Data section ->

◆ ◆ ◆

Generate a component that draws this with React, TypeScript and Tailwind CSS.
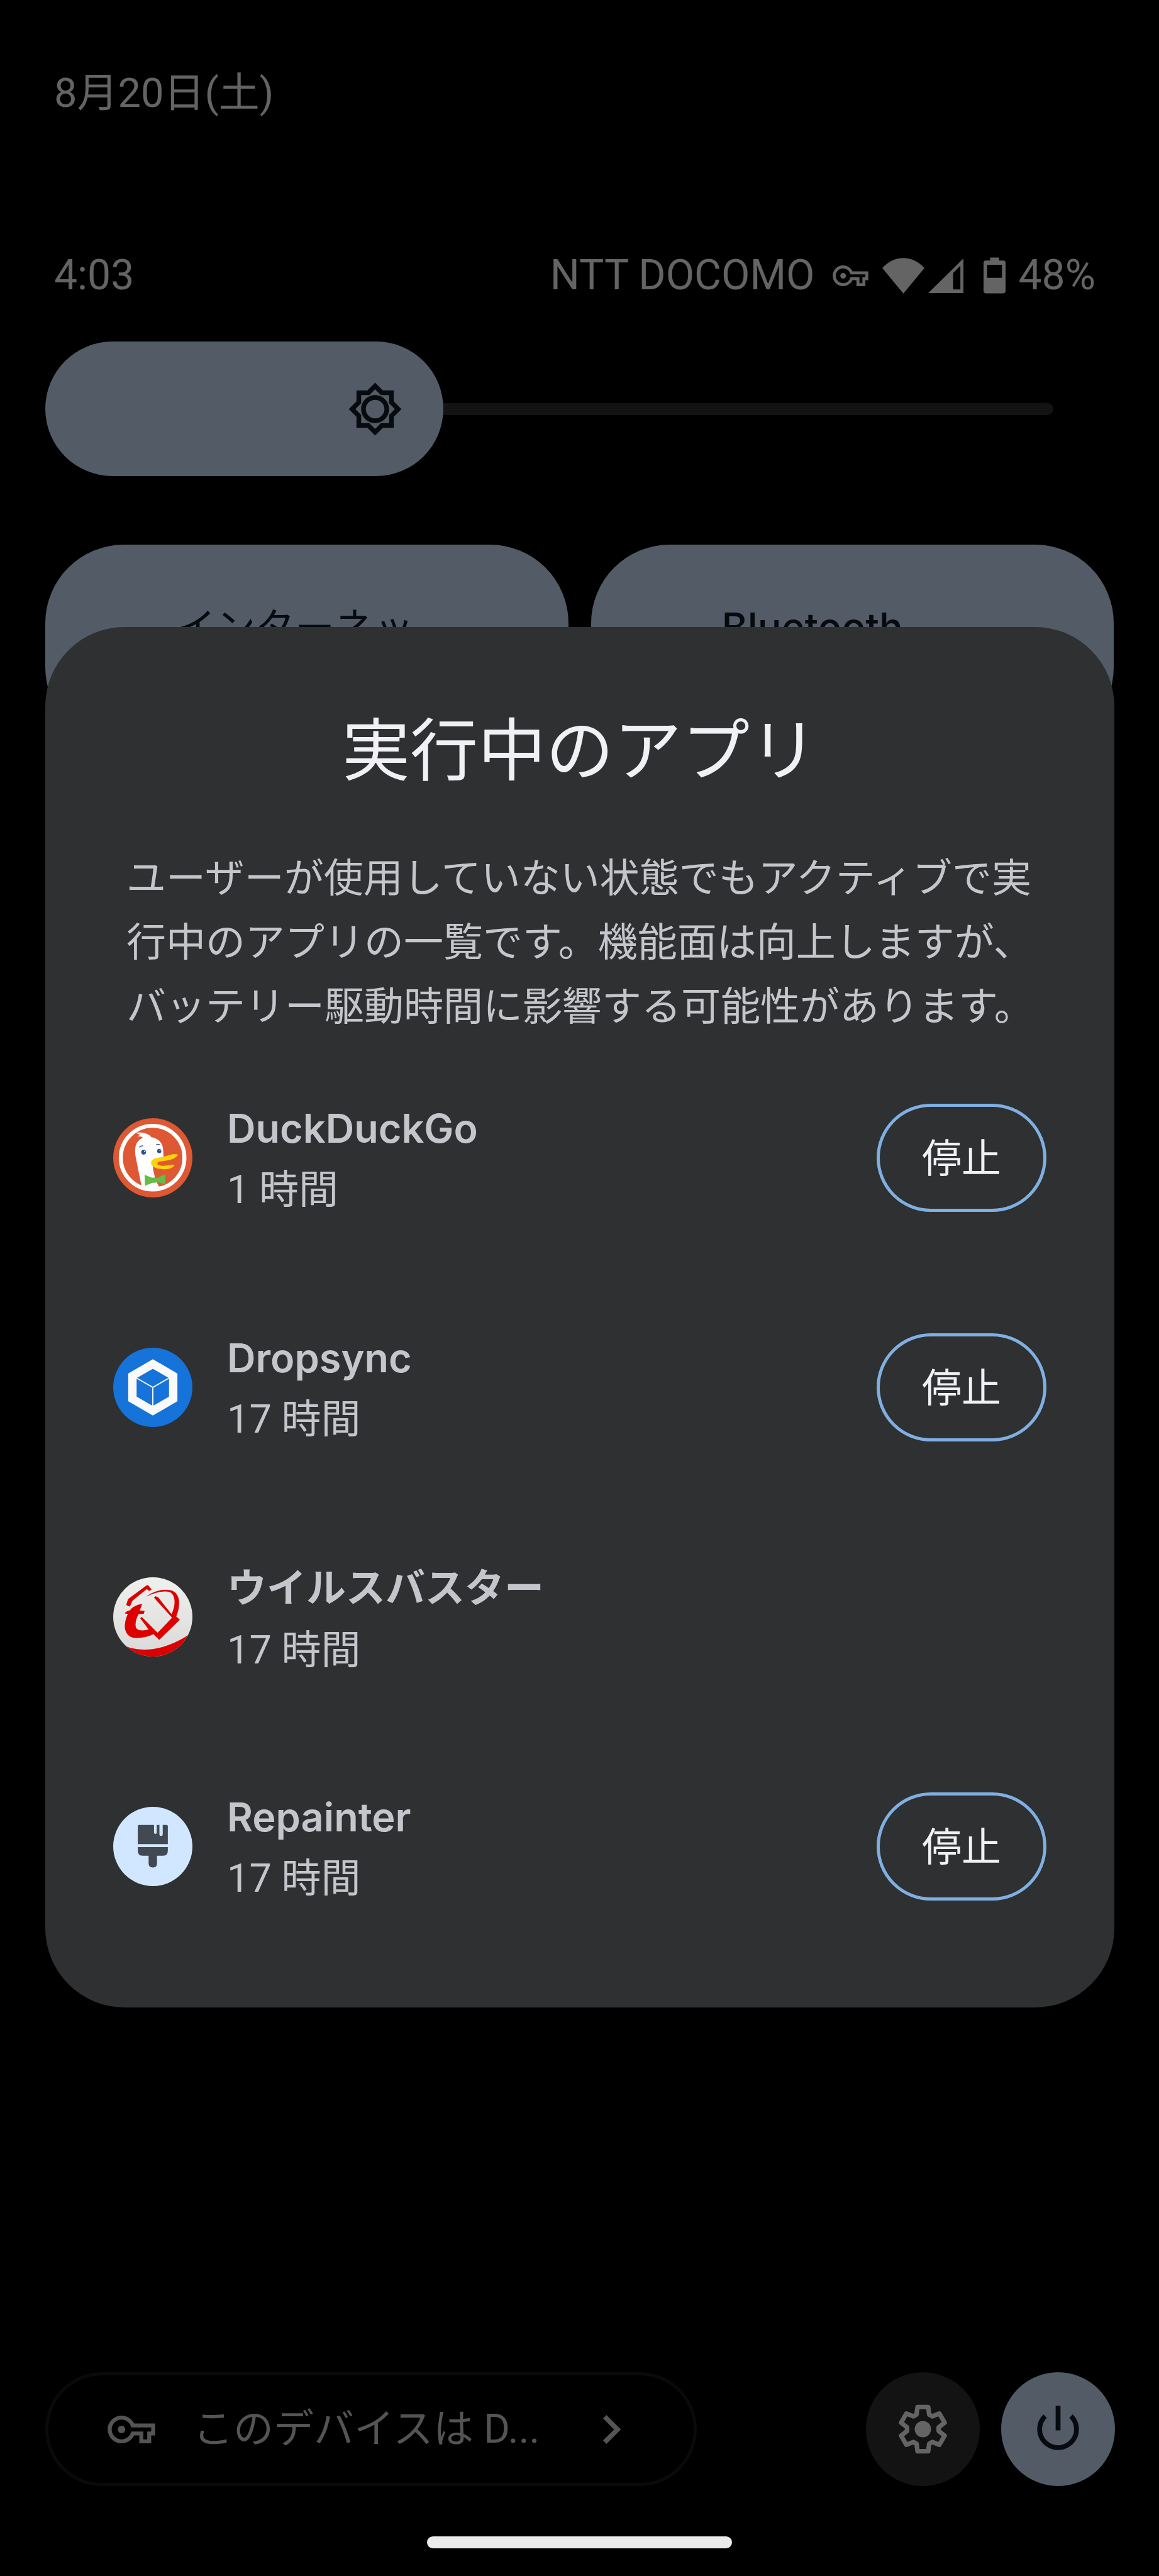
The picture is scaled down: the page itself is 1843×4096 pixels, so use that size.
import { useState } from "react";
import type { ReactNode } from "react";
import { MdChevronRight, MdOutlineBrightnessLow } from "react-icons/md";

function KeyIcon({ className }: { className: string }) {
  return (
    <svg viewBox="0 5 24 14" fill="currentColor" className={className} aria-hidden="true">
      <path d="M22 19h-6v-4h-2.68c-1.14 2.42-3.6 4-6.32 4-3.86 0-7-3.14-7-7s3.14-7 7-7c2.72 0 5.17 1.58 6.32 4H24v6h-2v4zm-4-2h2v-4h2v-2H11.94l-.23-.67C11.01 8.34 9.11 7 7 7c-2.76 0-5 2.24-5 5s2.24 5 5 5c2.11 0 4.01-1.34 4.71-3.33l.23-.67H18v4z" />
      <circle cx="7" cy="12" r="1.9" />
    </svg>
  );
}

function WifiIcon() {
  return (
    <svg viewBox="0 0 70 59" fill="currentColor" className="h-[57px] w-[67px]" aria-hidden="true">
      <path d="M0 16.6 C20 -5.5 50 -5.5 70 16.6 L35 59 Z" />
    </svg>
  );
}

function SignalIcon() {
  return (
    <svg viewBox="0 0 58 57" fill="currentColor" className="h-[55px] w-[56px]" aria-hidden="true">
      <path fillRule="evenodd" d="M58 0 V57 H0 Z M53 12 L41 24 V51 H53 Z" />
    </svg>
  );
}

function BatteryIcon() {
  return (
    <svg viewBox="0 0 37 60" fill="currentColor" className="h-[58px] w-[35px]" aria-hidden="true">
      <path
        fillRule="evenodd"
        d="M11 0 H26 V5 H33 Q37 5 37 9 V56 Q37 60 33 60 H4 Q0 60 0 56 V9 Q0 5 4 5 H11 Z M6 12 V34 H31 V12 Z"
      />
    </svg>
  );
}

const gearPoints = [0, 60, 120, 180, 240, 300]
  .flatMap((base) =>
    [
      [-13.5, 37.5],
      [13.5, 37.5],
      [23.5, 26.2],
      [36.5, 26.2],
    ].map(([offset, radius]) => {
      const angle = ((base + offset) * Math.PI) / 180;
      return `${(radius * Math.sin(angle)).toFixed(2)},${(-radius * Math.cos(angle)).toFixed(2)}`;
    }),
  )
  .join(" ");

function GearIcon() {
  return (
    <svg viewBox="-42 -42 84 84" className="size-[81px]" aria-hidden="true">
      <polygon points={gearPoints} fill="none" stroke="currentColor" strokeWidth="7.5" strokeLinejoin="round" />
      <circle r="13.5" fill="currentColor" />
    </svg>
  );
}

function PowerIcon() {
  return (
    <svg viewBox="0 0 80 80" className="size-[77px]" fill="none" stroke="currentColor" strokeWidth="8" aria-hidden="true">
      <path d="M40 1.5 V42" />
      <path d="M18.6 18.4 A30.5 30.5 0 1 0 61.4 18.4" />
    </svg>
  );
}

function DuckIcon() {
  return (
    <svg viewBox="51 38 396 396" className="size-[126px]" aria-hidden="true">
      <circle cx="249" cy="236" r="198" fill="#de5833" />
      <circle cx="248" cy="235" r="159" fill="none" stroke="#fff" strokeWidth="20" />
      <path
        fill="#fff"
        d="M193 380 L162 225 C156 180 166 148 200 136 C192 129 180 127 170 129 L186 121 C180 118 172 115 165 111 C195 106 228 114 242 133 C284 140 301 168 301 202 L303 240 L248 262 L250 292 L262 345 L280 380 L296 376 L300 392 L248 402 L200 392 Z"
      />
      <path
        fill="#fdd20a"
        d="M374 219 C352 212 322 226 300 231 C272 236 242 238 240 260 C241 284 272 291 300 293 C326 294 354 290 356 270 C336 270 300 284 273 269 C268 254 290 254 304 252 C336 249 370 238 374 219 Z"
      />
      <path fill="#65bc46" d="M208 321 L246 336 Q258 332 270 336 L312 318 V368 L272 358 Q258 362 247 361 L210 376 Z" />
      <circle cx="203" cy="208" r="12" fill="#2d4f8e" />
      <circle cx="208" cy="204" r="3.5" fill="#fff" />
      <circle cx="281" cy="202" r="10.5" fill="#2d4f8e" />
      <circle cx="285" cy="198" r="3" fill="#fff" />
      <path d="M181 184 Q188 174 201 177" fill="none" stroke="#2d4f8e" strokeWidth="4" />
      <path d="M265 172 Q275 166 286 171" fill="none" stroke="#2d4f8e" strokeWidth="4" />
    </svg>
  );
}

function BoxIcon() {
  return (
    <svg viewBox="-66 -66 132 132" className="size-[126px]" aria-hidden="true">
      <circle r="66" fill="#1673d9" />
      <polygon points="0,-47 41,-23 41,23 0,47 -41,23 -41,-23" fill="#fafafa" />
      <polygon points="0,-31 27,-15.5 27,15.5 0,31 -27,15.5 -27,-15.5" fill="#1673d9" />
      <path d="M-27 -15.5 L0 0 L27 -15.5 M0 0 V31" fill="none" stroke="#fafafa" strokeWidth="2" />
    </svg>
  );
}

function ShieldIcon() {
  return (
    <svg viewBox="51 38 396 396" className="size-[126px]" aria-hidden="true">
      <defs>
        <linearGradient id="shield-bg" x1="0" y1="0" x2="0" y2="1">
          <stop offset="0" stopColor="#f0f0ee" />
          <stop offset="1" stopColor="#d9dad8" />
        </linearGradient>
        <clipPath id="shield-clip">
          <circle cx="249" cy="236" r="198" />
        </clipPath>
      </defs>
      <circle cx="249" cy="236" r="198" fill="url(#shield-bg)" />
      <g fill="#dc0000">
        <path clipPath="url(#shield-clip)" d="M108 380 C190 416 310 405 436 320 V440 H108 Z" />
        <path d="M116 176 L125 147 L217 79 L226 77 L243 99 L231 106 L219 97 L148 154 L134 185 Z" />
        <path d="M196 171 L184 204 L208 206 L204 220 L178 222 C165 245 158 275 166 291 C174 306 205 306 228 298 L186 243 L194 236 L273 315 L345 240 L255 140 L262 132 L276 138 L342 222 C362 185 368 125 330 110 C300 104 250 115 216 135 C250 105 322 88 356 110 C390 135 384 190 366 234 L384 250 L281 351 L252 322 C230 336 180 345 150 340 C118 332 105 300 110 270 C112 250 118 235 124 221 L109 219 C112 210 125 205 135 203 C145 188 165 176 196 171 Z" />
      </g>
    </svg>
  );
}

function BrushIcon() {
  return (
    <svg viewBox="-66 -66 132 132" className="size-[126px]" aria-hidden="true">
      <circle r="66" fill="#d1e6ff" />
      <path
        fill="#424953"
        d="M-23 -36 H2 V-23 Q2 -21 4.500 -21 Q6.500 -21 6.500 -23 V-36 H11 V-20 Q11 -17.500 14 -17.500 Q16.500 -17.500 16.500 -20 V-36 H23 Q25 -36 25 -34 V-4 H-25 V-34 Q-25 -36 -23 -36 Z"
      />
      <path fill="#424953" d="M-25 1 H25 V7 Q25 15.500 17 15.500 H7 V28 Q7 35 0 35 Q-7 35 -7 28 V15.500 H-17 Q-25 15.500 -25 7 Z" />
    </svg>
  );
}

type RunningApp = { name: string; leading: string; time: string; icon: ReactNode; stoppable: boolean };

const apps: RunningApp[] = [
  { name: "DuckDuckGo", leading: "leading-[98px]", time: "1 時間", icon: <DuckIcon />, stoppable: true },
  { name: "Dropsync", leading: "leading-[98px]", time: "17 時間", icon: <BoxIcon />, stoppable: true },
  { name: "ウイルスバスター", leading: "leading-[102px]", time: "17 時間", icon: <ShieldIcon />, stoppable: false },
  { name: "Repainter", leading: "leading-[98px]", time: "17 時間", icon: <BrushIcon />, stoppable: true },
];

function AppRow({ app }: { app: RunningApp }) {
  return (
    <li className="flex h-[365px] items-center">
      {app.icon}
      <div className="ml-[55px] flex-1 pt-[4px]">
        <h2 className={`font-['Inter','Noto_Sans_CJK_JP',sans-serif] text-[63px] font-semibold ${app.leading}`}>
          {app.name}
        </h2>
        <p className="text-[63px] leading-[98px]">{app.time}</p>
      </div>
      {app.stoppable && (
        <button
          type="button"
          aria-label={`${app.name} を停止`}
          className="h-[172px] w-[270px] rounded-full border-[5px] border-[#80afe2] pt-[4px] text-[63px] text-[#f1f0f4]"
        >
          停止
        </button>
      )}
    </li>
  );
}

function BrightnessSlider() {
  const [level, setLevel] = useState(395);
  return (
    <div className="relative mr-[96px] flex h-[214px] items-center">
      <span className="absolute inset-x-0 h-[19px] rounded-full bg-[#131313]" />
      <span
        className="relative flex h-full min-w-[214px] items-center justify-end rounded-full bg-[#535b66] pr-[64px] text-[#070b0f]"
        style={{ width: `${level / 10}%` }}
      >
        <MdOutlineBrightnessLow className="size-[89px]" aria-hidden="true" />
      </span>
      <input
        type="range"
        aria-label="画面の明るさ"
        min={0}
        max={1000}
        value={level}
        onChange={(event) => setLevel(Number(event.target.value))}
        className="absolute inset-0 h-full w-full opacity-0"
      />
    </div>
  );
}

function Tile({ label, weight }: { label: string; weight: string }) {
  return (
    <button
      type="button"
      className={`flex h-[320px] flex-1 rounded-[125px] bg-[#535b66] pt-[86px] pl-[208px] font-['Inter','Noto_Sans_CJK_JP',sans-serif] text-[63px] leading-[90px] text-[#070b0f] ${weight}`}
    >
      {label}
    </button>
  );
}

export default function App() {
  return (
    <div
      lang="ja"
      className="relative flex min-h-screen flex-col overflow-hidden bg-black font-['Roboto','Noto_Sans_CJK_JP',sans-serif] text-[66px] leading-[90px] text-[#646464]"
    >
      <header className="pt-[103px] pr-[101px] pl-[86px]">
        <p className="text-[65px] leading-[90px]">8月20日(土)</p>
        <div className="mt-[200px] flex items-center">
          <time>4:03</time>
          <span className="ml-auto">NTT DOCOMO</span>
          <KeyIcon className="ml-[29px] h-[33px] w-[57px]" />
          <span className="ml-[22px] flex items-center gap-[6px]">
            <WifiIcon />
            <SignalIcon />
          </span>
          <span className="ml-[32px] flex items-center gap-[20px]">
            <BatteryIcon />
            48%
          </span>
        </div>
      </header>

      <main className="mx-[72px] mt-[60px]">
        <BrightnessSlider />
        <div className="mt-[109px] flex gap-[36px]">
          <Tile label="インターネッ…" weight="font-normal" />
          <Tile label="Bluetooth" weight="font-medium" />
        </div>
      </main>

      <footer className="mt-auto flex flex-col items-center px-[72px] pb-[44px]">
        <div className="flex w-full items-center justify-between">
          <button
            type="button"
            className="flex h-[181px] w-[1036px] items-center rounded-full border-[5px] border-[#0a0a0a] pr-[85px] pl-[94px] text-left text-[64px] text-[#535454]"
          >
            <KeyIcon className="h-[44px] w-[76px]" />
            <span className="ml-[60px] flex-1">このデバイスは D...</span>
            <MdChevronRight className="size-[92px]" aria-hidden="true" />
          </button>
          <div className="-mr-[2px] flex gap-[34px]">
            <button
              type="button"
              aria-label="設定"
              className="flex size-[181px] items-center justify-center rounded-full bg-[#131313]"
            >
              <GearIcon />
            </button>
            <button
              type="button"
              aria-label="電源"
              className="flex size-[181px] items-center justify-center rounded-full bg-[#535b66] text-[#070b0f]"
            >
              <PowerIcon />
            </button>
          </div>
        </div>
        <div className="mt-[80px] h-[19px] w-[485px] rounded-full bg-[#ebebeb]" />
      </footer>

      <section
        role="dialog"
        aria-labelledby="running-title"
        className="absolute top-[997px] right-[71px] left-[72px] rounded-[126px] bg-[#2e3031] pt-[133px] pb-[74px] text-[#c4c6cb]"
      >
        <h1 id="running-title" className="text-center text-[108px] leading-[130px] text-[#f1f0f4]">
          実行中のアプリ
        </h1>
        <p className="mt-[86px] pr-[120px] pl-[129px] text-[63px] leading-[102px]">
          ユーザーが使用していない状態でもアクティブで実行中のアプリの一覧です。機能面は向上しますが、バッテリー駆動時間に影響する可能性があります。
        </p>
        <ul className="mt-[6px] px-[108px]">
          {apps.map((app) => (
            <AppRow key={app.name} app={app} />
          ))}
        </ul>
      </section>
    </div>
  );
}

◆ ◆ ◆

Work required -> Return each line that includes "size".

Written solution ->
The picture is scaled down: the page itself is 1843×4096 pixels, so use that size.
    <svg viewBox="-42 -42 84 84" className="size-[81px]" aria-hidden="true">
    <svg viewBox="0 0 80 80" className="size-[77px]" fill="none" stroke="currentColor" strokeWidth="8" aria-hidden="true">
    <svg viewBox="51 38 396 396" className="size-[126px]" aria-hidden="true">
    <svg viewBox="-66 -66 132 132" className="size-[126px]" aria-hidden="true">
    <svg viewBox="51 38 396 396" className="size-[126px]" aria-hidden="true">
    <svg viewBox="-66 -66 132 132" className="size-[126px]" aria-hidden="true">
        <MdOutlineBrightnessLow className="size-[89px]" aria-hidden="true" />
            <MdChevronRight className="size-[92px]" aria-hidden="true" />
              className="flex size-[181px] items-center justify-center rounded-full bg-[#131313]"
              className="flex size-[181px] items-center justify-center rounded-full bg-[#535b66] text-[#070b0f]"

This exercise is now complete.